Exploring effective force, trajectories, QPOs and center-of-mass energy around a black hole surrounded by pseudo-isothermal dark matter halo

Abstract

In this work, we analyze the motion of test particles around a spherically symmetric non-rotating black hole embedded in a pseudo-isothermal dark matter halo, investigating how the black hole mass $M$, central halo density ${\rho }_0$ and core radius $R_0$ influence particle dynamics. We have used the effective potential approach to evaluate the stability of circular orbits, derive analytical formulas for the specific energy and angular momentum of the test particles, and calculate the innermost stable circular orbit as well as the effective force functioning on the particles. To gain a deeper understanding of orbital behavior, we employ numerical integration to simulate and visualize particle trajectories in the vicinity of the black hole. In addition, we explore epicyclic oscillations near the equatorial plane, derive expressions for radial, vertical, and orbital frequencies, which give some information about motion as perceived by both local and distant observers.
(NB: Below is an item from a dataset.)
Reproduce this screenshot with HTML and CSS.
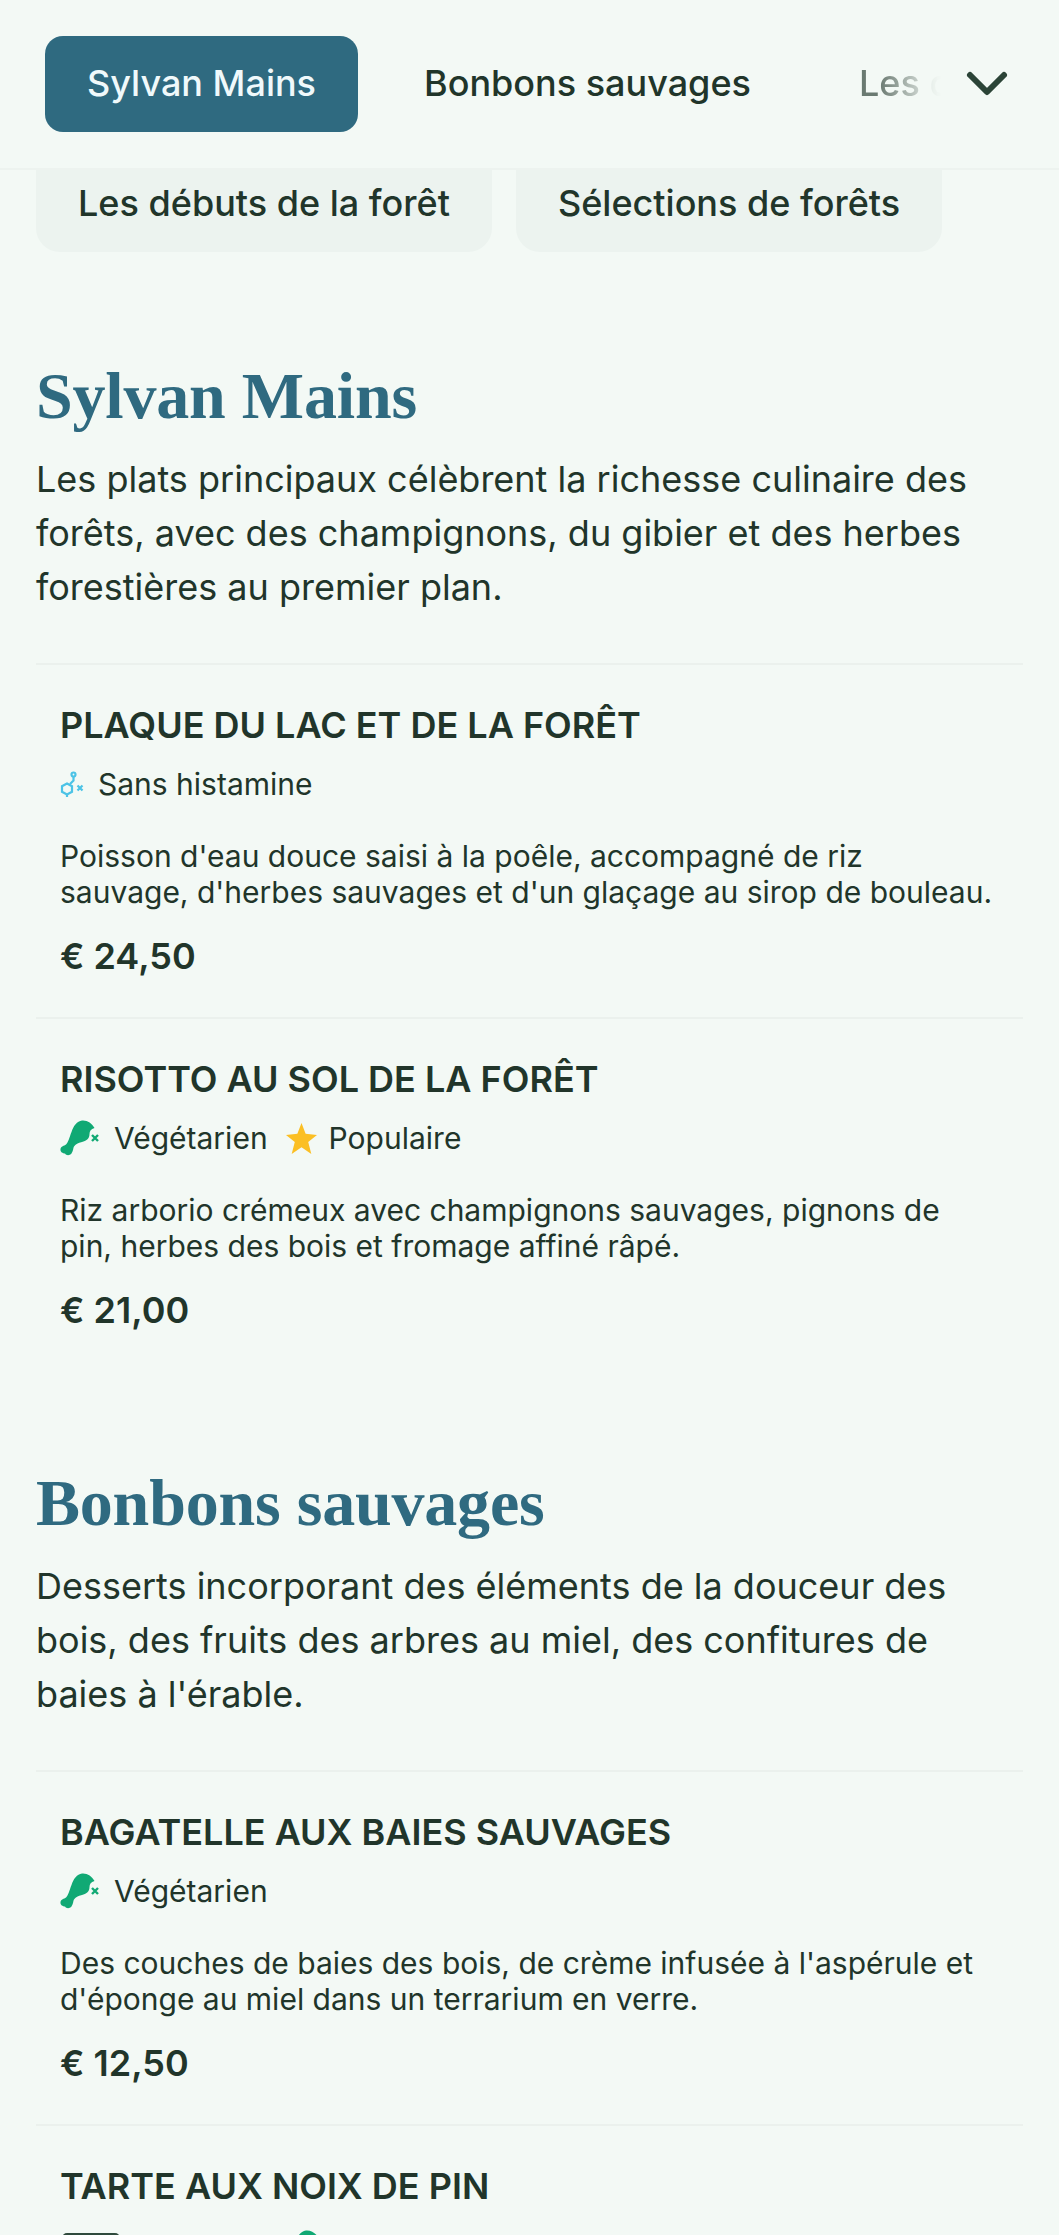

Moreover, we have tested the precession of the periastron and evaluated the influence of model parameters on this relativistic phenomenon. We have analyzed high-energy particle collisions within this type of black hole, from which we can easily formulate an analytical equation for the center-of-mass energy. In this context, our results demonstrate that the combined effects of the black hole and the surrounding dark matter halo significantly alter the motion of test particles, influencing their stability, orbital evolution, and collision dynamics.